While he was alive I wrote about him quite a lot--poor guy. He actually was a private man. Ordinarily he offered only the information someone asked for, and no more. It isn’t easy being married to a writer. “You aren’t going to tell people THAT?” he’d comment, and get answered with “Why not?” And then: “Well, what if I say it THIS way?” and he’d concede. Probably he preferred my fiction--references to him in fiction are not straight on and end up being a simple matter of a reader’s conjecture.

My plan was to write about him today for his birthday. But maybe, thinking about how private he always was, I’ll do something a little different.

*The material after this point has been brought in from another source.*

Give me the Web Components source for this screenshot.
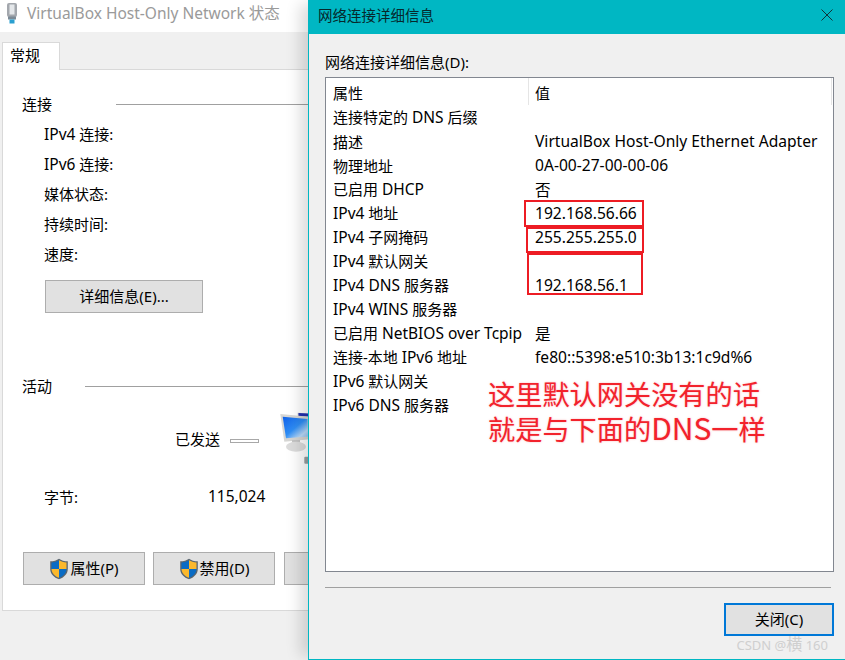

I’ll just talk to him a bit and you can conjecture what you will.

-The gophers have gotten worse, John, just as you said they would. The hill in front is peppered with their mounds and I’m wondering when the whole hill will collapse inward, just as you said it might. The mounds are coming closer to the house. The cats are gone. Is poison the answer?

-The Mule is sputtering. Both Cliff and Ken said there’s probably water in the gas. The tailgate is rusting after the damage I did when I didn’t use the parking brake and it hit a tree.

-There’s a bulldozer on the ridge behind the house--I’m thinking that someone else is building, digging the foundation, since I don’t hear trees crashing to the ground.

-I still miss the sound of your breathing and your heartbeat when I laid my head against your chest.

-Maybe I’ll play that tape of you controlling airplanes.

-Try visiting me in a dream.

-I’ve put a picture of you in every room.